Em 2019, Constâncio disse aos deputados que, durante o seu consulado no BdP, “estava essencialmente concentrado na política monetária”, e que “a supervisão era matéria do vice-governador”. “Os gestores de topo” não têm incumbência de verificar casos concretos, “sobretudo quando não tem pelouro da supervisão”. O vice-governador do BdP que tinha o pelouro da supervisão nessa altura era António Marta, que já morreu.
Há dez anos, Constâncio foi confrontado com um alerta da auditora Deloitte acerca de “várias anomalias contabilísticas no grupo Banco Português de Negócios”. Na altura, Constâncio desvalorizou o alerta, afirmando que os auditores não lhe disseram nada quando foram diretamente interpelados pelo supervisor.
Esta quinta-feira, a Deloitte surgiu novamente na conversa. Os comunistas perguntam a Constâncio se os auditores externos da Caixa fizeram um bom trabalho. O ex-governador evitou a resposta.

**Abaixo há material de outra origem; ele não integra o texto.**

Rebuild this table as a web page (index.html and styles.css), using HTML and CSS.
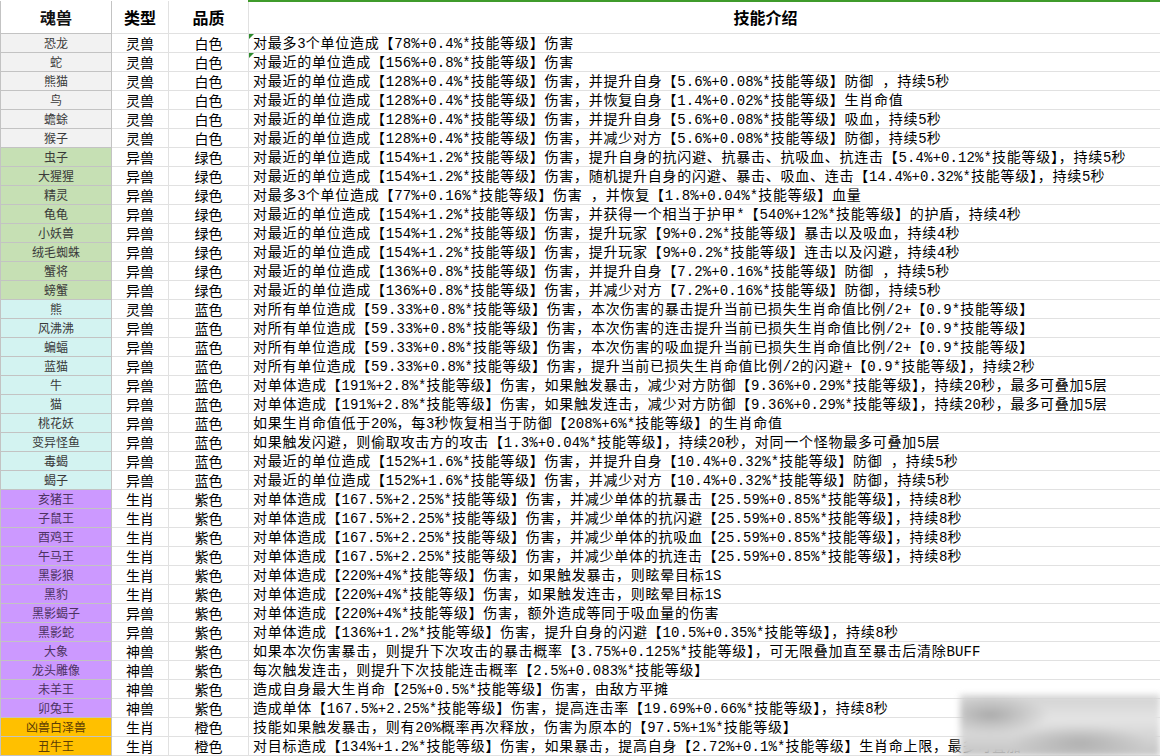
FILE: index.html
```html
<!DOCTYPE html>
<html lang="zh-CN">
<head>
<meta charset="utf-8">
<title>魂兽技能</title>
<link rel="stylesheet" href="styles.css">
</head>
<body>
<div class="sheet">
<table class="grid">
<colgroup><col class="c1"><col class="c2"><col class="c3"><col class="c4"></colgroup>
<thead>
<tr class="head"><th class="nm">魂兽</th><th>类型</th><th>品质</th><th class="sel">技能介绍</th></tr>
</thead>
<tbody>
<tr><td class="nm w">恐龙</td><td>灵兽</td><td>白色</td><td class="sk tri">对最多<span class="n">3</span>个单位造成【<span class="n">78%+0.4%*</span>技能等级】伤害</td></tr>
<tr><td class="nm w">蛇</td><td>灵兽</td><td>白色</td><td class="sk tri">对最近的单位造成【<span class="n">156%+0.8%*</span>技能等级】伤害</td></tr>
<tr><td class="nm w">熊猫</td><td>灵兽</td><td>白色</td><td class="sk">对最近的单位造成【<span class="n">128%+0.4%*</span>技能等级】伤害，并提升自身【<span class="n">5.6%+0.08%*</span>技能等级】防御<span class="n"> </span>，持续<span class="n">5</span>秒</td></tr>
<tr><td class="nm w">鸟</td><td>灵兽</td><td>白色</td><td class="sk">对最近的单位造成【<span class="n">128%+0.4%*</span>技能等级】伤害，并恢复自身【<span class="n">1.4%+0.02%*</span>技能等级】生肖命值</td></tr>
<tr><td class="nm w">蟾蜍</td><td>灵兽</td><td>白色</td><td class="sk">对最近的单位造成【<span class="n">128%+0.4%*</span>技能等级】伤害，并提升自身【<span class="n">5.6%+0.08%*</span>技能等级】吸血，持续<span class="n">5</span>秒</td></tr>
<tr><td class="nm w">猴子</td><td>灵兽</td><td>白色</td><td class="sk">对最近的单位造成【<span class="n">128%+0.4%*</span>技能等级】伤害，并减少对方【<span class="n">5.6%+0.08%*</span>技能等级】防御，持续<span class="n">5</span>秒</td></tr>
<tr><td class="nm g">虫子</td><td>异兽</td><td>绿色</td><td class="sk">对最近的单位造成【<span class="n">154%+1.2%*</span>技能等级】伤害，提升自身的抗闪避、抗暴击、抗吸血、抗连击【<span class="n">5.4%+0.12%*</span>技能等级】，持续<span class="n">5</span>秒</td></tr>
<tr><td class="nm g">大猩猩</td><td>异兽</td><td>绿色</td><td class="sk">对最近的单位造成【<span class="n">154%+1.2%*</span>技能等级】伤害，随机提升自身的闪避、暴击、吸血、连击【<span class="n">14.4%+0.32%*</span>技能等级】，持续<span class="n">5</span>秒</td></tr>
<tr><td class="nm g">精灵</td><td>异兽</td><td>绿色</td><td class="sk">对最多<span class="n">3</span>个单位造成【<span class="n">77%+0.16%*</span>技能等级】伤害<span class="n"> </span>，并恢复【<span class="n">1.8%+0.04%*</span>技能等级】血量</td></tr>
<tr><td class="nm g">龟龟</td><td>异兽</td><td>绿色</td><td class="sk">对最近的单位造成【<span class="n">154%+1.2%*</span>技能等级】伤害，并获得一个相当于护甲<span class="n">*</span>【<span class="n">540%+12%*</span>技能等级】的护盾，持续<span class="n">4</span>秒</td></tr>
<tr><td class="nm g">小妖兽</td><td>异兽</td><td>绿色</td><td class="sk">对最近的单位造成【<span class="n">154%+1.2%*</span>技能等级】伤害，提升玩家【<span class="n">9%+0.2%*</span>技能等级】暴击以及吸血，持续<span class="n">4</span>秒</td></tr>
<tr><td class="nm g">绒毛蜘蛛</td><td>异兽</td><td>绿色</td><td class="sk">对最近的单位造成【<span class="n">154%+1.2%*</span>技能等级】伤害，提升玩家【<span class="n">9%+0.2%*</span>技能等级】连击以及闪避，持续<span class="n">4</span>秒</td></tr>
<tr><td class="nm g">蟹将</td><td>异兽</td><td>绿色</td><td class="sk">对最近的单位造成【<span class="n">136%+0.8%*</span>技能等级】伤害，并提升自身【<span class="n">7.2%+0.16%*</span>技能等级】防御<span class="n"> </span>，持续<span class="n">5</span>秒</td></tr>
<tr><td class="nm g">螃蟹</td><td>异兽</td><td>绿色</td><td class="sk">对最近的单位造成【<span class="n">136%+0.8%*</span>技能等级】伤害，并减少对方【<span class="n">7.2%+0.16%*</span>技能等级】防御，持续<span class="n">5</span>秒</td></tr>
<tr><td class="nm b">熊</td><td>灵兽</td><td>蓝色</td><td class="sk">对所有单位造成【<span class="n">59.33%+0.8%*</span>技能等级】伤害，本次伤害的暴击提升当前已损失生肖命值比例<span class="n">/2+</span>【<span class="n">0.9*</span>技能等级】</td></tr>
<tr><td class="nm b">风沸沸</td><td>异兽</td><td>蓝色</td><td class="sk">对所有单位造成【<span class="n">59.33%+0.8%*</span>技能等级】伤害，本次伤害的连击提升当前已损失生肖命值比例<span class="n">/2+</span>【<span class="n">0.9*</span>技能等级】</td></tr>
<tr><td class="nm b">蝙蝠</td><td>异兽</td><td>蓝色</td><td class="sk">对所有单位造成【<span class="n">59.33%+0.8%*</span>技能等级】伤害，本次伤害的吸血提升当前已损失生肖命值比例<span class="n">/2+</span>【<span class="n">0.9*</span>技能等级】</td></tr>
<tr><td class="nm b">蓝猫</td><td>异兽</td><td>蓝色</td><td class="sk">对所有单位造成【<span class="n">59.33%+0.8%*</span>技能等级】伤害，提升当前已损失生肖命值比例<span class="n">/2</span>的闪避<span class="n">+</span>【<span class="n">0.9*</span>技能等级】，持续<span class="n">2</span>秒</td></tr>
<tr><td class="nm b">牛</td><td>异兽</td><td>蓝色</td><td class="sk">对单体造成【<span class="n">191%+2.8%*</span>技能等级】伤害，如果触发暴击，减少对方防御【<span class="n">9.36%+0.29%*</span>技能等级】，持续<span class="n">20</span>秒，最多可叠加<span class="n">5</span>层</td></tr>
<tr><td class="nm b">猫</td><td>异兽</td><td>蓝色</td><td class="sk">对单体造成【<span class="n">191%+2.8%*</span>技能等级】伤害，如果触发连击，减少对方防御【<span class="n">9.36%+0.29%*</span>技能等级】，持续<span class="n">20</span>秒，最多可叠加<span class="n">5</span>层</td></tr>
<tr><td class="nm b">桃花妖</td><td>异兽</td><td>蓝色</td><td class="sk">如果生肖命值低于<span class="n">20%</span>，每<span class="n">3</span>秒恢复相当于防御【<span class="n">208%+6%*</span>技能等级】的生肖命值</td></tr>
<tr><td class="nm b">变异怪鱼</td><td>异兽</td><td>蓝色</td><td class="sk">如果触发闪避，则偷取攻击方的攻击【<span class="n">1.3%+0.04%*</span>技能等级】，持续<span class="n">20</span>秒，对同一个怪物最多可叠加<span class="n">5</span>层</td></tr>
<tr><td class="nm b">毒蝎</td><td>异兽</td><td>蓝色</td><td class="sk">对最近的单位造成【<span class="n">152%+1.6%*</span>技能等级】伤害，并提升自身【<span class="n">10.4%+0.32%*</span>技能等级】防御<span class="n"> </span>，持续<span class="n">5</span>秒</td></tr>
<tr><td class="nm b">蝎子</td><td>异兽</td><td>蓝色</td><td class="sk">对最近的单位造成【<span class="n">152%+1.6%*</span>技能等级】伤害，并减少对方【<span class="n">10.4%+0.32%*</span>技能等级】防御，持续<span class="n">5</span>秒</td></tr>
<tr><td class="nm p">亥猪王</td><td>生肖</td><td>紫色</td><td class="sk">对单体造成【<span class="n">167.5%+2.25%*</span>技能等级】伤害，并减少单体的抗暴击【<span class="n">25.59%+0.85%*</span>技能等级】，持续<span class="n">8</span>秒</td></tr>
<tr><td class="nm p">子鼠王</td><td>生肖</td><td>紫色</td><td class="sk">对单体造成【<span class="n">167.5%+2.25%*</span>技能等级】伤害，并减少单体的抗闪避【<span class="n">25.59%+0.85%*</span>技能等级】，持续<span class="n">8</span>秒</td></tr>
<tr><td class="nm p">酉鸡王</td><td>生肖</td><td>紫色</td><td class="sk">对单体造成【<span class="n">167.5%+2.25%*</span>技能等级】伤害，并减少单体的抗吸血【<span class="n">25.59%+0.85%*</span>技能等级】，持续<span class="n">8</span>秒</td></tr>
<tr><td class="nm p">午马王</td><td>生肖</td><td>紫色</td><td class="sk">对单体造成【<span class="n">167.5%+2.25%*</span>技能等级】伤害，并减少单体的抗连击【<span class="n">25.59%+0.85%*</span>技能等级】，持续<span class="n">8</span>秒</td></tr>
<tr><td class="nm p">黑影狼</td><td>生肖</td><td>紫色</td><td class="sk">对单体造成【<span class="n">220%+4%*</span>技能等级】伤害，如果触发暴击，则眩晕目标<span class="n">1S</span></td></tr>
<tr><td class="nm p">黑豹</td><td>生肖</td><td>紫色</td><td class="sk">对单体造成【<span class="n">220%+4%*</span>技能等级】伤害，如果触发连击，则眩晕目标<span class="n">1S</span></td></tr>
<tr><td class="nm p">黑影蝎子</td><td>异兽</td><td>紫色</td><td class="sk">对单体造成【<span class="n">220%+4%*</span>技能等级】伤害，额外造成等同于吸血量的伤害</td></tr>
<tr><td class="nm p">黑影蛇</td><td>异兽</td><td>紫色</td><td class="sk">对单体造成【<span class="n">136%+1.2%*</span>技能等级】伤害，提升自身的闪避【<span class="n">10.5%+0.35%*</span>技能等级】，持续<span class="n">8</span>秒</td></tr>
<tr><td class="nm p">大象</td><td>神兽</td><td>紫色</td><td class="sk">如果本次伤害暴击，则提升下次攻击的暴击概率【<span class="n">3.75%+0.125%*</span>技能等级】，可无限叠加直至暴击后清除<span class="n">BUFF</span></td></tr>
<tr><td class="nm p">龙头雕像</td><td>神兽</td><td>紫色</td><td class="sk">每次触发连击，则提升下次技能连击概率【<span class="n">2.5%+0.083%*</span>技能等级】</td></tr>
<tr><td class="nm p">未羊王</td><td>神兽</td><td>紫色</td><td class="sk">造成自身最大生肖命【<span class="n">25%+0.5%*</span>技能等级】伤害，由敌方平摊</td></tr>
<tr><td class="nm p">卯兔王</td><td>神兽</td><td>紫色</td><td class="sk">造成单体【<span class="n">167.5%+2.25%*</span>技能等级】伤害，提高连击率【<span class="n">19.69%+0.66%*</span>技能等级】，持续<span class="n">8</span>秒</td></tr>
<tr><td class="nm o">凶兽白泽兽</td><td>生肖</td><td>橙色</td><td class="sk">技能如果触发暴击，则有<span class="n">20%</span>概率再次释放，伤害为原本的【<span class="n">97.5%+1%*</span>技能等级】</td></tr>
<tr><td class="nm o">丑牛王</td><td>生肖</td><td>橙色</td><td class="sk">对目标造成【<span class="n">134%+1.2%*</span>技能等级】伤害，如果暴击，提高自身【<span class="n">2.72%+0.1%*</span>技能等级】生肖命上限，最多可叠加</td></tr>
</tbody>
</table>
<div class="wm"></div>
</div>
</body>
</html>
```
FILE: styles.css
```css
html, body {
  margin: 0;
  padding: 0;
  background: #ffffff;
}
body {
  font-family: "Noto Sans CJK SC", "Noto Sans", sans-serif;
  color: #000;
}
.sheet {
  position: relative;
  width: 1160px;
  height: 756px;
  overflow: hidden;
  background: #fff;
}
.grid {
  border-collapse: collapse;
  table-layout: fixed;
  width: 1160px;
}
.c1 { width: 111px; }
.c2 { width: 57px; }
.c3 { width: 80px; }
.c4 { width: 912px; }
.grid th,
.grid td {
  padding: 0;
  border: 1px solid #e1e1e1;
  white-space: nowrap;
  overflow: hidden;
  text-align: center;
  vertical-align: middle;
}
.grid tbody tr { height: 19px; }
.grid tbody td {
  font-size: 14px;
  line-height: 14px;
}
.head { height: 32px; }
.head th {
  border-top: none;
  font-size: 16px;
  font-weight: 700;
  line-height: 20px;
  background: #fff;
}
.head th.sel {
  border-top: 2px solid #3f9b2b;
  padding-left: 122px;
}
.grid .nm {
  border-color: #c3c3c3;
  font-size: 12px;
  color: #3a3a3a;
}
.head th.nm { color: #111; font-size: 16px; }
.w { background: #f2f2f2; }
.g { background: #c6e0b4; }
.b { background: #d3f3f1; }
.p { background: #cc99ff; }
.o { background: #ffc000; }
.grid td.p { color: #4d3262; }
.grid td.o { color: #5c3d05; }
.grid td.sk {
  text-align: left;
  padding-left: 4px;
  font-size: 14px;
  letter-spacing: 0.75px;
  overflow: visible;
}
.n {
  font-family: "Liberation Mono", monospace;
  font-size: 14px;
  line-height: 14px;
  letter-spacing: 0.1px;
}
.tri { position: relative; }
.tri::before {
  content: "";
  position: absolute;
  left: 0;
  top: 0;
  border-top: 5px solid #2e8b2e;
  border-right: 5px solid transparent;
}
.wm {
  position: absolute;
  right: 0;
  bottom: 0;
  width: 200px;
  height: 61px;
  background:
    radial-gradient(ellipse 60px 20px at 30px 20px, #a9a9a9, transparent),
    radial-gradient(ellipse 70px 18px at 120px 48px, #b0b0b0, transparent),
    linear-gradient(180deg, #d2d2d2, #e4e4e4 40%, #c4c4c4);
  filter: blur(3px);
}
```
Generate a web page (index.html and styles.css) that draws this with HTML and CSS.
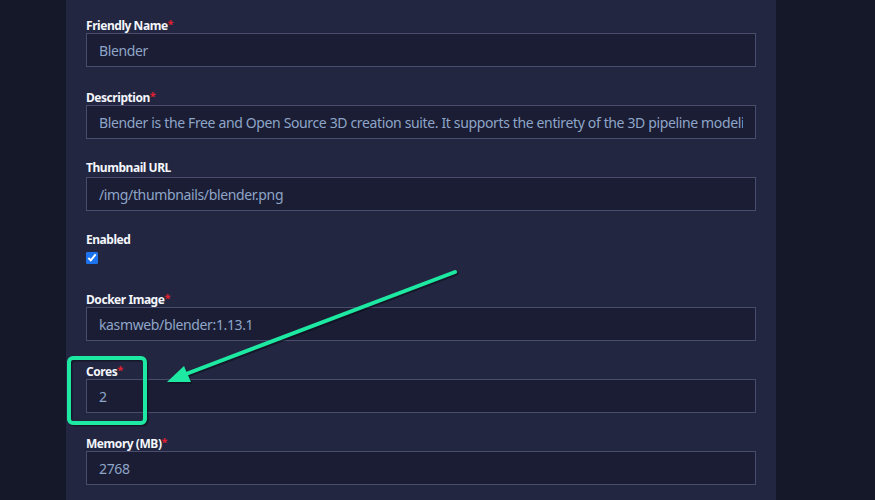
FILE: index.html
```html
<!DOCTYPE html>
<html lang="en">
<head>
<meta charset="utf-8">
<title>Edit Workspace</title>
<link rel="stylesheet" href="styles.css">
</head>
<body>
<div class="page">
  <div class="side side-left"></div>
  <main class="panel">
    <div class="field">
      <label class="label">Friendly Name<span class="req">*</span></label>
      <input class="input" type="text" value="Blender">
    </div>
    <div class="field">
      <label class="label">Description<span class="req">*</span></label>
      <input class="input" type="text" value="Blender is the Free and Open Source 3D creation suite. It supports the entirety of the 3D pipeline modeling, rigging, animation, simulation, rendering, compositing and motion tracking.">
    </div>
    <div class="field">
      <label class="label">Thumbnail URL</label>
      <input class="input" type="text" value="/img/thumbnails/blender.png">
    </div>
    <div class="field">
      <label class="label">Enabled</label>
      <div class="check-row"><input class="check" type="checkbox" checked></div>
    </div>
    <div class="field">
      <label class="label">Docker Image<span class="req">*</span></label>
      <input class="input" type="text" value="kasmweb/blender:1.13.1">
    </div>
    <div class="field">
      <label class="label">Cores<span class="req">*</span></label>
      <input class="input" type="text" value="2">
    </div>
    <div class="field">
      <label class="label">Memory (MB)<span class="req">*</span></label>
      <input class="input" type="text" value="2768">
    </div>
  </main>
  <div class="side side-right"></div>
</div>
<svg class="annotation" width="875" height="500" viewBox="0 0 875 500">
  <g transform="translate(1.5,1.5)" opacity="0.55">
    <rect x="69" y="358" width="76" height="65" rx="4" fill="none" stroke="#0b0d18" stroke-width="4"/>
    <line x1="455" y1="272" x2="186" y2="374" stroke="#0b0d18" stroke-width="4" stroke-linecap="round"/>
    <polygon points="167,382 191,382 184,366" fill="#0b0d18"/>
  </g>
  <rect x="69" y="358" width="76" height="65" rx="4" fill="none" stroke="#1de9a2" stroke-width="4"/>
  <line x1="455" y1="272" x2="186" y2="374" stroke="#1de9a2" stroke-width="4" stroke-linecap="round"/>
  <polygon points="167,382 191,382 184,366" fill="#1de9a2"/>
</svg>
</body>
</html>
```
FILE: styles.css
```css
html, body {
  margin: 0;
  padding: 0;
  width: 875px;
  height: 500px;
  overflow: hidden;
  background: #161a2b;
  font-family: "Noto Sans", "Open Sans", "DejaVu Sans", sans-serif;
}

.page {
  display: flex;
  height: 500px;
}

.side-left {
  width: 66px;
  flex: none;
  background: #151828;
}

.side-right {
  flex: 1;
  background: #151828;
}

.panel {
  width: 670px;
  flex: none;
  background: #222640;
  padding: 15px 20px 0 20px;
}

.field {
  margin-bottom: 20px;
  display: flex;
  flex-direction: column;
}

.label {
  display: block;
  height: 18px;
  line-height: 18px;
  font-size: 12px;
  font-weight: 700;
  color: #f4f6fb;
  letter-spacing: -0.45px;
}

.req {
  color: #e3202f;
  font-weight: 700;
  font-size: 11px;
  vertical-align: 2px;
  margin-left: 0;
}

.input {
  box-sizing: border-box;
  width: 670px;
  height: 34px;
  margin: 0;
  padding: 0 12px;
  background: #1a1d33;
  border: 1px solid #494c6c;
  border-radius: 0;
  color: #8fa5c8;
  font-family: inherit;
  font-size: 14px;
  letter-spacing: -0.36px;
  outline: none;
}

.check-row {
  height: 20px;
}

.check {
  margin: 3px 0 0 0;
  width: 12px;
  height: 12px;
  accent-color: #1a73f0;
  display: block;
}

.annotation {
  position: absolute;
  left: 0;
  top: 0;
  pointer-events: none;
}
```
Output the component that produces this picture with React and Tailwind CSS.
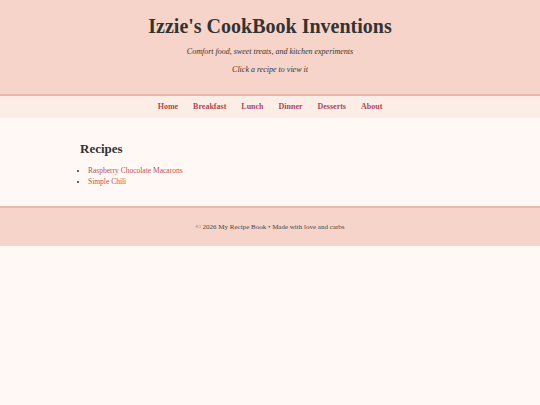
export default function App() {
  const nav = ['Home', 'Breakfast', 'Lunch', 'Dinner', 'Desserts', 'About']
  return (
    <div className="min-h-[405px] bg-[#fff8f4] font-['Liberation_Serif','DejaVu_Serif',serif] text-[#333]">
      <header className="bg-[#f6d4ca] pt-[13px] pb-[19px] text-center border-b-2 border-[#ebb6a9]">
        <h1 className="text-[20px] font-bold leading-[26px]">Izzie's CookBook Inventions</h1>
        <p className="mt-[8px] text-[8px] italic leading-[10px]">Comfort food, sweet treats, and kitchen experiments</p>
        <p className="mt-[8px] text-[8px] italic leading-[10px]">Click a recipe to view it</p>
      </header>
      <nav className="bg-[#fdede7] h-[22px] flex items-center justify-center gap-[15px] text-[8px] font-bold text-[#ad4851]">
        {nav.map(n => <a key={n} href="#">{n}</a>)}
      </nav>
      <main className="mx-auto w-[380px] pt-[23px] pb-[19px]">
        <h2 className="text-[13px] font-bold leading-[16px]">Recipes</h2>
        <ul className="mt-[8px] list-disc pl-[8px] text-[7.5px] leading-[11px] text-[#b7545a] marker:text-[#333]">
          <li><a href="#">Raspberry Chocolate Macarons</a></li>
          <li><a href="#">Simple Chili</a></li>
        </ul>
      </main>
      <footer className="bg-[#f6d4ca] border-t-2 border-[#ebb6a9] h-[40px] flex items-center justify-center text-[7px] text-[#444]">
        © 2026 My Recipe Book • Made with love and carbs
      </footer>
    </div>
  )
}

Constâncio apontou, no entanto, que “em vários casos, não houve um comportamento positivo” das auditoras.
Constâncio admite alguma coisa, mas dilui a responsabilidade juntando-se a episódios ocorridos noutros países. “Não sinto que tudo correu mal, mas decididamente que houve falhas em relação a alguns aspetos da supervisão, mas não foi só em Portugal mas em todos os países europeus”, disse.
No final Duarte Marques acusa Vítor Constâncio de “pior do que ceguinho é quem não quer ver”. Constâncio “ou fez parte ou foi deixado de parte”, acusa Duarte Marques.
O ex-governador ainda teve tempo para rejeitar a ideia de que o BdP deveria ter sido um protetor dos contribuintes – uma “espécie de VAR”. Mas Constâncio chutou para canto: “o BsP não é o protetor do contribuinte, a sua missão é proteger os depositantes e a estabilidade do sistema financeiro. Quem tem de garantir a proteção do contribuinte é o Estado”.